SMG Guitar Lesson #6: A Beginners Guide to Reading Music!

It’s never too late to learn! Check out the Beginners Guide to Reading Music!



If you’re like an overwhelming majority of guitar players, chances are you probably learned to mostly play by ear, are mostly self-taught, are pretty good at reading “tabs” but have little or no experience when it comes to reading music. While it can take years of music lessons to fully be able to read music and develop a keen sense of rhythm, this should be no excuse for taking the first step. After all, a little bit of note reading goes a long way. So here’s a quick guide to help get you started!

Only the letters of the alphabet from A through G are used in music. So you’ll never encounter a “Y sharp” note or a “Z flat” chord. Just A through G… that’s it. Obviously there are a lot more notes than just these seven letters because of their octaves and all the sharps and flats in between. So it really helps to be able to break these up into four groups, spanning the entire four octave range of the guitar: low notes, middle notes, high notes, and upper notes. Here’s a quick reference guide for being able to recognize them on the music staff.

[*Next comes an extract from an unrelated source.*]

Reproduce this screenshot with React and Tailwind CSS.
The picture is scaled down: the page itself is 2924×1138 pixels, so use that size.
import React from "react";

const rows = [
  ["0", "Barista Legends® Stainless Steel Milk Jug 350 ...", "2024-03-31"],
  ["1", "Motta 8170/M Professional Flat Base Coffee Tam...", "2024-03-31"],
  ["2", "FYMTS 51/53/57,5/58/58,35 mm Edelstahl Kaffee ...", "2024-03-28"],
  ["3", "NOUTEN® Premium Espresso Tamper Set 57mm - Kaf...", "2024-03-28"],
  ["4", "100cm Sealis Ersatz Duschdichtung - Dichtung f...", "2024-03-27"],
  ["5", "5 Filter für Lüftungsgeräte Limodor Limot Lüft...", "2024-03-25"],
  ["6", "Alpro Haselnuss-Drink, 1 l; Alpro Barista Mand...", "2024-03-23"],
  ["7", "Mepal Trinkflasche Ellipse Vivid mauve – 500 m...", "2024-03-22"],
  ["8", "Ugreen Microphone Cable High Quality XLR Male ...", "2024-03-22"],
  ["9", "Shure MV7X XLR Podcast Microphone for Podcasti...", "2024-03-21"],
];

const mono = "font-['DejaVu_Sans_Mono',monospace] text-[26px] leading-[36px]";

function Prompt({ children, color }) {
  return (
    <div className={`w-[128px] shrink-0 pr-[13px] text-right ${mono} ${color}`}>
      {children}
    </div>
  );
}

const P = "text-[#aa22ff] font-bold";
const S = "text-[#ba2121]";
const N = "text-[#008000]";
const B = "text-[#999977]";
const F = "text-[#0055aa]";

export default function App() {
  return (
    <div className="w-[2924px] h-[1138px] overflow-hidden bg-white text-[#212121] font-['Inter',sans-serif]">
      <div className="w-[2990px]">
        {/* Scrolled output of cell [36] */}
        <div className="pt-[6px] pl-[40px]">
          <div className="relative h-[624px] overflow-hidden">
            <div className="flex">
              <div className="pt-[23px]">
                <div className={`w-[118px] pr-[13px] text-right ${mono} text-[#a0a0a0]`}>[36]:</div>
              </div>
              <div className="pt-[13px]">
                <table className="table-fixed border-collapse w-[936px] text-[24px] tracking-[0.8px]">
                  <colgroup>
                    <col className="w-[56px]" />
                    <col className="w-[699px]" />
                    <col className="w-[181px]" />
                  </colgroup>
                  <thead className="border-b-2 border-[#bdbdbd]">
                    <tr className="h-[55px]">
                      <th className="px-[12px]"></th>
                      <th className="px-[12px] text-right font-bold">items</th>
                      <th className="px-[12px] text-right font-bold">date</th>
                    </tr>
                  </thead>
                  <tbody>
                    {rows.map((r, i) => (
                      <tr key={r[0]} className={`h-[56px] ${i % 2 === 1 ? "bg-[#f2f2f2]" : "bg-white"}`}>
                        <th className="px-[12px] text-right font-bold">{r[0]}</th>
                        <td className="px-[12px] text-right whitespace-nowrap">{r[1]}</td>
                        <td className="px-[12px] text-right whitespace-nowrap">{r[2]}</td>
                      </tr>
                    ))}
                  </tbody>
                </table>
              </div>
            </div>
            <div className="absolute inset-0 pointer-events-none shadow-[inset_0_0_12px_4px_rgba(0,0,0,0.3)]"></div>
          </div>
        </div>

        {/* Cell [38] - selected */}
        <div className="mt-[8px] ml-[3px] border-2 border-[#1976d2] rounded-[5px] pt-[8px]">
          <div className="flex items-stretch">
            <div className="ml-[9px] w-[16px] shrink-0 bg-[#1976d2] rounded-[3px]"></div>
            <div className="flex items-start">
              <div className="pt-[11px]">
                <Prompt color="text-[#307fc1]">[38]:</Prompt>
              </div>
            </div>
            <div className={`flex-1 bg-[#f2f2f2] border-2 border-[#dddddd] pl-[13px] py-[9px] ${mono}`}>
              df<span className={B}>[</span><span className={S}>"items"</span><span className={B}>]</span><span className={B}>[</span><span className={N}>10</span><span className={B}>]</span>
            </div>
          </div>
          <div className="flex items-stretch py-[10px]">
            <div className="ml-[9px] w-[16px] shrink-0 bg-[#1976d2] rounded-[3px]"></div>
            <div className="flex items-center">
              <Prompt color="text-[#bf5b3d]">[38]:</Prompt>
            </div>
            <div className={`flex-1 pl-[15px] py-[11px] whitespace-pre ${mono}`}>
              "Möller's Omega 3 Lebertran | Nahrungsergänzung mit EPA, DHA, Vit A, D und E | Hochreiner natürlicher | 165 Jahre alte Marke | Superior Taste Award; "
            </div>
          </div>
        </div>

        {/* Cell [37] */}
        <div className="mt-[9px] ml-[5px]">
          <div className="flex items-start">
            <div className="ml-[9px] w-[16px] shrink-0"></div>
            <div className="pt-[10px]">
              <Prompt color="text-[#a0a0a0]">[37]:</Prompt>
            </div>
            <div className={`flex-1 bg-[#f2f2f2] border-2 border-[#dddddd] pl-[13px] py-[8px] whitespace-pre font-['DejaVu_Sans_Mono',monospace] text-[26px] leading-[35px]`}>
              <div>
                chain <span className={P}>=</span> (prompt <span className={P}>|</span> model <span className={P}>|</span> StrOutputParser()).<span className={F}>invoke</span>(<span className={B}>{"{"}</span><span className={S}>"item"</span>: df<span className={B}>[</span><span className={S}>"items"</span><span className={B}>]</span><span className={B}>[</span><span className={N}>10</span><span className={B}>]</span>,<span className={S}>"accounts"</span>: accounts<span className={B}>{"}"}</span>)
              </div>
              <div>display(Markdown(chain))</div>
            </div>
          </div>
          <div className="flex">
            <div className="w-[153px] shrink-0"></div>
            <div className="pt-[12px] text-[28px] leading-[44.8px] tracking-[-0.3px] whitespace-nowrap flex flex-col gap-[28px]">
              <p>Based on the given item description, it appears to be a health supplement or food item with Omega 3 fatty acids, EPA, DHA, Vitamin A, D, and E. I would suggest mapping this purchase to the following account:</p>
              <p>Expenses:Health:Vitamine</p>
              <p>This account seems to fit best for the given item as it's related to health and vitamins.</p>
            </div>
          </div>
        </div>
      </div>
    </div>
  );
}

As far as reading music is concerned, there are three basic groups of notes on the music staff that you can learn to begin recognizing: top and bottom notes, “FACE” notes, and “Line” notes. Top and bottom notes sit just above and below the music staff. “FACE” notes are the four notes located in between the spaces of the five lines of the music staff. “Line” notes are the five notes located on each line of the music staff. Here’s what all this ‘mumbo-jumbo’ looks like, along with silly little sayings to help you remember.




You may have noticed that the notes illustrated here are all within the first four frets, what I call the “open” range of the guitar. This is a good place to start. While there is often more than one way to play a given note on guitar, (in fact, there can be as many as five or six ways to play the exact same pitch, and this is part of what makes learning to read music difficult for guitar) it’s a little easier to learn to read music in the open range first before venturing out onto the fretboard. You’ll find that in the open range,  most of your low-high range notes are within reach.

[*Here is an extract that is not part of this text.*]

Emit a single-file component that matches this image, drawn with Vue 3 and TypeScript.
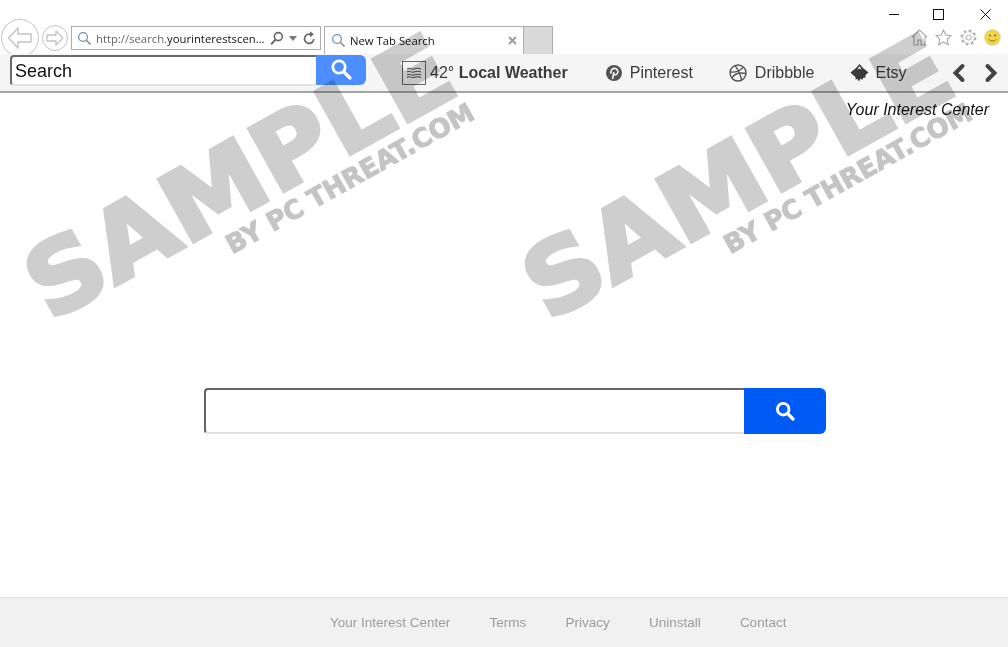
<script setup lang="ts">
const links = ['Your Interest Center', 'Terms', 'Privacy', 'Uninstall', 'Contact']
const marks = [0, 1]
</script>

<template>
  <div class="page">
    <header class="chrome">
      <div class="nav">
        <button class="round back" aria-label="Back">
          <svg width="26" height="24" viewBox="0 0 26 24"><path d="M11 2 1.500 12l9.500 10v-6h13V8H11z" fill="none" stroke="#c4c4c4" stroke-width="1.500" stroke-linejoin="round"/></svg>
        </button>
        <button class="round forward" aria-label="Forward">
          <svg width="18" height="16" viewBox="0 0 18 16"><path d="M10 1l7 7-7 7v-4H1V5h9z" fill="none" stroke="#c4c4c4" stroke-width="1.300" stroke-linejoin="round"/></svg>
        </button>
      </div>
      <div class="address">
        <svg class="mini" width="15" height="15" viewBox="0 0 15 15"><circle cx="6" cy="6" r="4.400" fill="none" stroke="#6d93b5" stroke-width="1.300"/><path d="M9.300 9.300 13.500 13.500" stroke="#8a8a8a" stroke-width="1.600"/></svg>
        <span class="url"><span class="dim">http://search.</span>yourinterestscen...</span>
        <svg width="14" height="15" viewBox="0 0 14 15"><circle cx="8.400" cy="5.600" r="4" fill="none" stroke="#666" stroke-width="1.600"/><path d="M5.400 8.600 1.200 13.400" stroke="#666" stroke-width="2"/></svg>
        <svg class="caret" width="8" height="5" viewBox="0 0 8 5"><path d="M0 0h8L4 5z" fill="#777"/></svg>
        <svg width="13" height="14" viewBox="0 0 13 14"><path d="M10.900 8.200A4.700 4.700 0 1 1 8 3.400" fill="none" stroke="#666" stroke-width="1.700"/><path d="M7 .3v6l4-3z" fill="#666"/></svg>
      </div>
      <div class="tab">
        <svg class="mini" width="15" height="15" viewBox="0 0 15 15"><circle cx="6" cy="6" r="4.400" fill="none" stroke="#6d93b5" stroke-width="1.300"/><path d="M9.300 9.300 13.500 13.500" stroke="#8a8a8a" stroke-width="1.600"/></svg>
        <span class="tab-title">New Tab Search</span>
        <svg width="9" height="9" viewBox="0 0 9 9"><path d="M1 1l7 7M8 1 1 8" stroke="#9a9a9a" stroke-width="1.800"/></svg>
      </div>
      <div class="newtab"></div>
      <div class="right">
        <div class="winctl">
          <svg width="10" height="10" viewBox="0 0 10 10"><path d="M0 5.500h10" stroke="#111" stroke-width="1"/></svg>
          <svg class="maxi" width="11" height="11" viewBox="0 0 11 11"><rect x=".5" y=".5" width="10" height="10" fill="none" stroke="#111"/></svg>
          <svg width="11" height="11" viewBox="0 0 11 11"><path d="M.5.5l10 10M10.500.5l-10 10" stroke="#111"/></svg>
        </div>
        <div class="tools">
          <svg width="17" height="17" viewBox="0 0 17 17"><path d="M.8 8.300 8.500 1l7.700 7.300M3 7v9h4v-5h3v5h4V7" fill="none" stroke="#a8a8a8" stroke-width="1.100"/></svg>
          <svg width="17" height="17" viewBox="0 0 17 17"><path d="M8.500 1l2.300 5 5.400.6-4 3.700 1.100 5.400-4.800-2.700-4.800 2.700 1.100-5.400-4-3.700 5.400-.6z" fill="none" stroke="#a8a8a8" stroke-width="1.100"/></svg>
          <svg width="17" height="17" viewBox="0 0 17 17"><circle cx="8.500" cy="8.500" r="2.600" fill="none" stroke="#a8a8a8"/><circle cx="8.500" cy="8.500" r="6" fill="none" stroke="#a8a8a8" stroke-width="1"/><circle cx="8.500" cy="8.500" r="7" fill="none" stroke="#fff" stroke-width="1.800"/><circle cx="8.500" cy="8.500" r="7" fill="none" stroke="#a8a8a8" stroke-width="1.800" stroke-dasharray="2.700 2.800"/></svg>
          <svg width="17" height="17" viewBox="0 0 17 17"><circle cx="8.500" cy="8.500" r="7.800" fill="#f2d34a" stroke="#d6c98e" stroke-width=".8"/><circle cx="6" cy="6.500" r="1" fill="#7a6a1e"/><circle cx="11" cy="6.500" r="1" fill="#7a6a1e"/><path d="M4.800 10.300c1.800 2.300 5.600 2.300 7.400 0" fill="none" stroke="#7a6a1e"/></svg>
        </div>
      </div>
    </header>

    <nav class="toolbar">
      <div class="search-top">
        <input class="top-input" value="Search" aria-label="Search" />
        <button class="top-btn" aria-label="Search">
          <svg width="22" height="22" viewBox="0 0 22 22"><circle cx="9" cy="9" r="6.200" fill="none" stroke="#fff" stroke-width="2.800"/><path d="M14 14l6 6" stroke="#fff" stroke-width="3.200" stroke-linecap="round"/></svg>
        </button>
      </div>
      <div class="weather">
        <span class="wbox">
          <svg width="16" height="11" viewBox="0 0 16 11"><path d="M1 2c3-2 4 1 7 0s4-1 7 0M1 5c3-2 4 1 7 0s4-1 7 0M1 8c3-2 4 1 7 0s4-1 7 0M1 10.500c3-2 4 1 7 0s4-1 7 0" fill="none" stroke="#444" stroke-width="1"/></svg>
        </span>
        <span class="tlabel">42° <b>Local Weather</b></span>
      </div>
      <div class="tlink pin">
        <svg width="16" height="16" viewBox="0 0 16 16"><circle cx="8" cy="8" r="8" fill="#555"/><path d="M6.600 14 7.900 7M5.300 8.600C4.100 6 6 3.400 8.500 3.400s3.800 2 3.200 4.200c-.6 2.300-3 2.800-4 1.300" fill="none" stroke="#f5f5f5" stroke-width="1.600"/></svg>
        <span>Pinterest</span>
      </div>
      <div class="tlink drib">
        <svg width="18" height="18" viewBox="0 0 18 18"><g fill="none" stroke="#555" stroke-width="1.400"><circle cx="9" cy="9" r="8"/><path d="M6 1.600c3 3.600 5.500 9 6.600 14.600M1.200 8c5 .6 9.500-.6 12.800-4.600M2.800 14c2.500-4 7-6 14-4.500"/></g></svg>
        <span>Dribbble</span>
      </div>
      <div class="tlink etsy">
        <svg width="19" height="18" viewBox="0 0 19 18"><path d="M9.500 0 13 4l5.500 4.500L15.500 11v2.500l-2.500.5-.8 2-1.700-1.500L9 17.500 7.500 15l-2 .5V13L3 11 .5 8.500 6 4z" fill="#3a3a3a"/><path d="M9.500 2 7.300 5.500l2-.8 2.400.8z" fill="#eee"/></svg>
        <span>Etsy</span>
      </div>
      <div class="arrows">
        <svg width="14" height="20" viewBox="0 0 14 20"><path d="M10.500 3 3.500 10l7 7" fill="none" stroke="#444" stroke-width="4" stroke-linecap="round"/></svg>
        <svg width="14" height="20" viewBox="0 0 14 20"><path d="M3.500 3l7 7-7 7" fill="none" stroke="#444" stroke-width="4" stroke-linecap="round"/></svg>
      </div>
    </nav>

    <main class="main">
      <p class="brand">Your Interest Center</p>
      <form class="search-main" @submit.prevent>
        <input class="main-input" aria-label="Search the web" />
        <button class="main-btn" aria-label="Search">
          <svg width="20" height="20" viewBox="0 0 20 20"><circle cx="8.200" cy="8.200" r="5.800" fill="none" stroke="#fff" stroke-width="2.800"/><path d="M12.500 12.500 18 18" stroke="#fff" stroke-width="3.200" stroke-linecap="round"/></svg>
        </button>
      </form>
    </main>

    <footer class="footer">
      <a v-for="l in links" :key="l" class="flink">{{ l }}</a>
    </footer>

    <div v-for="m in marks" :key="m" class="mark" :class="'m' + m" aria-hidden="true">
      <span class="big">SAMPLE</span>
      <span class="small">BY PC THREAT.COM</span>
    </div>
  </div>
</template>

<style>
html, body { margin: 0; background: #fff; overflow: hidden; }
</style>

<style scoped>
.page {
  position: relative;
  width: 1008px;
  height: 647px;
  display: flex;
  flex-direction: column;
  overflow: hidden;
  font-family: "Liberation Sans", Arial, sans-serif;
  color: #444;
}
button { border: 0; padding: 0; background: none; display: flex; align-items: center; justify-content: center; }
.chrome { height: 54px; display: flex; align-items: flex-end; flex: none; }
.nav { display: flex; align-items: center; margin-left: 1px; height: 38px; margin-bottom: -3px; gap: 3px; width: 70px; flex: none; }
.round { border: 1px solid #c4c4c4; border-radius: 50%; background: #fff; box-sizing: border-box; flex: none; }
.back { width: 38px; height: 38px; }
.forward { width: 26px; height: 26px; }
.address {
  box-sizing: border-box; width: 250px; height: 24px; margin-bottom: 4px;
  border: 1px solid #adadad; display: flex; align-items: center; padding: 0 4px 0 5px;
  font-family: "Open Sans", "Noto Sans", sans-serif; font-size: 11.300px; color: #111;
}
.url { margin-left: 4px; width: 175px; white-space: nowrap; overflow: hidden; }
.dim { color: #666; }
.caret { margin: 0 6px 0 5px; }
.mini { flex: none; }
.tab {
  box-sizing: border-box; width: 200px; height: 28px; margin-left: 3px;
  border: 1px solid #adadad; border-bottom: 0; display: flex; align-items: center; padding: 0 6px;
  font-family: "Open Sans", "Noto Sans", sans-serif; font-size: 11.300px; color: #111;
}
.tab-title { flex: 1; margin-left: 4px; }
.newtab { box-sizing: border-box; width: 29px; height: 28px; background: #d9d9d9; border: 1px solid #adadad; border-bottom: 0; border-left: 0; }
.right { margin-left: auto; height: 54px; display: flex; flex-direction: column; align-items: flex-end; }
.winctl { display: flex; align-items: center; gap: 34px; height: 28px; padding-right: 17px; }
.maxi { margin-right: 2px; }
.tools { display: flex; gap: 7.500px; padding-right: 7px; margin-top: 1px; }
.toolbar {
  position: relative;
  height: 39px; flex: none; box-sizing: border-box; background: #f5f5f5; border-bottom: 2px solid #a3a3a3;
  display: flex; align-items: center; padding-left: 10px; font-size: 16px; color: #3c3c3c;
}
.search-top { display: flex; height: 31px; margin-top: -4px; }
.top-input {
  box-sizing: border-box; width: 306px; height: 31px; border: 2px solid #6a6a6a; border-right: 0; border-bottom-color: #e2e2e2;
  border-radius: 4px 0 0 4px; padding: 2px 3px 0; font: 18px "Liberation Sans", Arial, sans-serif; color: #111; background: #fff; outline: none;
}
.top-btn { width: 50px; height: 30px; background: #4c8dff; border-radius: 0 6px 6px 0; padding-bottom: 2px; }
.weather { display: flex; align-items: center; margin-left: 36px; gap: 4px; }
.wbox { box-sizing: border-box; width: 24px; height: 24px; border: 1px solid #666; display: flex; align-items: center; justify-content: center; }
.tlabel { white-space: nowrap; }
.tlabel b { font-weight: 700; }
.tlink { display: flex; align-items: center; gap: 8px; }
.pin { margin-left: 38px; }
.drib { margin-left: 36px; }
.etsy { margin-left: 36px; gap: 6px; }
.arrows { margin-left: auto; padding-right: 10px; display: flex; gap: 18px; }
.main { flex: 1; position: relative; display: flex; flex-direction: column; align-items: center; }
.brand { align-self: flex-end; margin: 7px 19px 0 0; font-size: 16px; font-style: italic; color: #111; line-height: 20px; }
.search-main { display: flex; margin: 268px 0 0 22px; width: 622px; height: 46px; }
.main-input {
  box-sizing: border-box; width: 540px; height: 46px; border: 2px solid #666; border-right: 0; border-bottom-color: #e2e2e2;
  border-radius: 4px 0 0 4px; background: #fff; outline: none;
}
.main-btn { width: 82px; height: 46px; background: #005bf5; border-radius: 0 6px 6px 0; }
.footer {
  height: 50px; flex: none; box-sizing: border-box; background: #f1f1f1; border-top: 1px solid #e4e4e4;
  display: flex; align-items: center; padding-left: 330px; gap: 39.200px; font-size: 13.500px; color: #9c9c9c;
}
.flink { white-space: nowrap; }
.mark {
  position: absolute; left: 50px; top: 322px; width: 0; height: 0;
  transform-origin: 0 0; transform: rotate(-29.200deg); mix-blend-mode: multiply; pointer-events: none;
  font-family: "DejaVu Sans", sans-serif; font-weight: 700; color: #cecece; white-space: nowrap;
}
.m1 { left: 548px; }
.big {
  position: absolute; left: 0; top: -86px; font-size: 98px; line-height: 105px;
  -webkit-text-stroke: 4px #cecece;
  transform-origin: 0 86px; transform: scaleX(1.060);
}
.small {
  position: absolute; left: 192px; top: 6px; font-size: 26px; line-height: 30px; color: #c4c4c4;
  -webkit-text-stroke: 1px #c4c4c4;
}
</style>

It’s also extremely beneficial just having a general idea of how fast or slow notes are supposed to be. Whole notes are typically the longest and slowest notes used in music, while sixteenth notes are among the shortest and fastest notes used in music. In other words, sixteen sixteenth notes can be played in the time it takes to play just one whole note! So when you look at the traditional music, don’t be intimidated. Just think to yourself, “whole note = really slow, half note = kind of slow, quarter note = not too short or long, 8th note = fast, 16th note = pretty dog-gone fast!” and you’ll be able to hang in there.


Rests are structured similarly. It takes sixteen sixteenth note rests to take up the same amount of space as one whole note rest. Rests create pauses in the music, breaking it up, making it more rhythmic and interesting, and keeping it from becoming monotonous. Like a lot of situations in life, sometimes it’s what you don’t say that matters!

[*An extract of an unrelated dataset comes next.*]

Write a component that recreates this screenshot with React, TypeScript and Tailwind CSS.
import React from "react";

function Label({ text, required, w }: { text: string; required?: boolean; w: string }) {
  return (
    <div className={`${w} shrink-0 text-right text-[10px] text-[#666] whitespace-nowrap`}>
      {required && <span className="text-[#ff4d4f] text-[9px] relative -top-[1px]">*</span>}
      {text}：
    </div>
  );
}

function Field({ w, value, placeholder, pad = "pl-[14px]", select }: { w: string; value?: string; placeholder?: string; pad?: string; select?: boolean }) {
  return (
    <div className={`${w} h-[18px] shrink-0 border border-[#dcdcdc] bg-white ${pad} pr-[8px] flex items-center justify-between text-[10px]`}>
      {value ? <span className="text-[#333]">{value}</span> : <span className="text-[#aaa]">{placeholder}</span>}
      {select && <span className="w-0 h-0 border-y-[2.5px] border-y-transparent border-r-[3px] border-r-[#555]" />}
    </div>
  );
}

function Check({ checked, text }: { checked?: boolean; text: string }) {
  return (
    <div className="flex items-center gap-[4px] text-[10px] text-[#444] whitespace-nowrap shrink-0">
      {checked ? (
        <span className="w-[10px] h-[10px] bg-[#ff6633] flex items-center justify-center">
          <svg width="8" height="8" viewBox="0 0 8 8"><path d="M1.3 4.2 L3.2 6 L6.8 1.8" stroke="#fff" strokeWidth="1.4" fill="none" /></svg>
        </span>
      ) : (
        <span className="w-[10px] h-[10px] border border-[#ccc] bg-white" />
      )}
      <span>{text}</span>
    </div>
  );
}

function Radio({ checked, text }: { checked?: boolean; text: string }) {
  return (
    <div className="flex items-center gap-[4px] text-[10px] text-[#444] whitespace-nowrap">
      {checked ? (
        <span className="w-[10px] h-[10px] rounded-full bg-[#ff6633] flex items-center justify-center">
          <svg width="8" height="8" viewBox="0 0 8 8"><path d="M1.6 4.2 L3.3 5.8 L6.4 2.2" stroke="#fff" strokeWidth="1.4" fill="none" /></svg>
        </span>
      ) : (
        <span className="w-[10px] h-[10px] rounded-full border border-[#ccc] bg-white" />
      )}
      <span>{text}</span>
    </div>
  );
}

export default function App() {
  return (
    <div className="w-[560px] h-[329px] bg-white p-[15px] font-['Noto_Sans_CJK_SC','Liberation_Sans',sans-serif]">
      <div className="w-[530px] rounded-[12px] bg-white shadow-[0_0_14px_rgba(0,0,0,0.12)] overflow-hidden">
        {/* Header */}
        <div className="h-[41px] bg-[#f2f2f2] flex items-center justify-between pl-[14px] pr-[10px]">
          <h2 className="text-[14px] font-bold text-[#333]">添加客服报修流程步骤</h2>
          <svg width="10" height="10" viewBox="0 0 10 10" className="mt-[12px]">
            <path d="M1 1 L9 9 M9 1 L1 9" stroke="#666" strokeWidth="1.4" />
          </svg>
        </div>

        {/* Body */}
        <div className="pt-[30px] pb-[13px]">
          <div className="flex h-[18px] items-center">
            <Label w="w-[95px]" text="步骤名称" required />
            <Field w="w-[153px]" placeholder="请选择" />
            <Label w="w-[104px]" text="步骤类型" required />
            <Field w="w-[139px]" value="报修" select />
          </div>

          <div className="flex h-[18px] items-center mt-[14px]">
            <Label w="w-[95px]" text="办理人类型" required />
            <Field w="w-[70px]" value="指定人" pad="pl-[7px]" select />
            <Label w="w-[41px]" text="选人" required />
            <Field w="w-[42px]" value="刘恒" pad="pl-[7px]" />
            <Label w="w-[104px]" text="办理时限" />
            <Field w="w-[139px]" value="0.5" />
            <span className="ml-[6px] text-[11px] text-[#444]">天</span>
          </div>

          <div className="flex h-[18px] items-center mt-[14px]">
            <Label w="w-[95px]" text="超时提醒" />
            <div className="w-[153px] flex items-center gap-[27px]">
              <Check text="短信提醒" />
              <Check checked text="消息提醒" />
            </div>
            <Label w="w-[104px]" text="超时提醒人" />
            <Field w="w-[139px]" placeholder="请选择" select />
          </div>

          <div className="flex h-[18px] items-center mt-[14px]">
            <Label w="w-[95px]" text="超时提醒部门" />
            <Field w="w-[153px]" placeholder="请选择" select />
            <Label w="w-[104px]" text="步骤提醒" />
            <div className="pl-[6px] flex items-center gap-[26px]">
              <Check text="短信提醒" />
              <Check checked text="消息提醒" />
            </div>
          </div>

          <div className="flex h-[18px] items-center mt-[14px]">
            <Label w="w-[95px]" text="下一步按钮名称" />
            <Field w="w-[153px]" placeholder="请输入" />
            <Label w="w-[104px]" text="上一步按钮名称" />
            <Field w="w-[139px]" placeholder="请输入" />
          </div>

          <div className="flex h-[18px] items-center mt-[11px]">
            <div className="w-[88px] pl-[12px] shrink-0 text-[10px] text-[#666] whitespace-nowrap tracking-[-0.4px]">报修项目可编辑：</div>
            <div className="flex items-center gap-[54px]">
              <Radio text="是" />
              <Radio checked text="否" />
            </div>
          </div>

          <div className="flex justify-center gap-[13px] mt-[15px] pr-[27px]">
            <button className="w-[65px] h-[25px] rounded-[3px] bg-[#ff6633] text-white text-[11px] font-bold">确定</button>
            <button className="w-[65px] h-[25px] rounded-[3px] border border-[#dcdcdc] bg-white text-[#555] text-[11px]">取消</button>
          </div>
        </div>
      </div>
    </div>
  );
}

If you’ve been playing for a while by ear, chances are you can play better than you can read music. You may be even one of those players who can zip up and down the fret board and blaze through a repertoire of songs, but wish you had more of an idea about what notes you’re playing and why it sounds the way it does. If that’s the case, learning to read music can feel like starting all over again.

My advice is to take it slow at first and work on it a little bit each day. For best results, you can even incorporate some simple note-reading into your daily warm-up routine, and you’ll be amazed at just how steadily you begin to improve your musical literacy. And remember, there’s no quick fix, no silver bullet, and absolutely no substitute for practicing your guitar for hours on end! I hope you’ll take this to heart, and I’ll see you in the next lesson.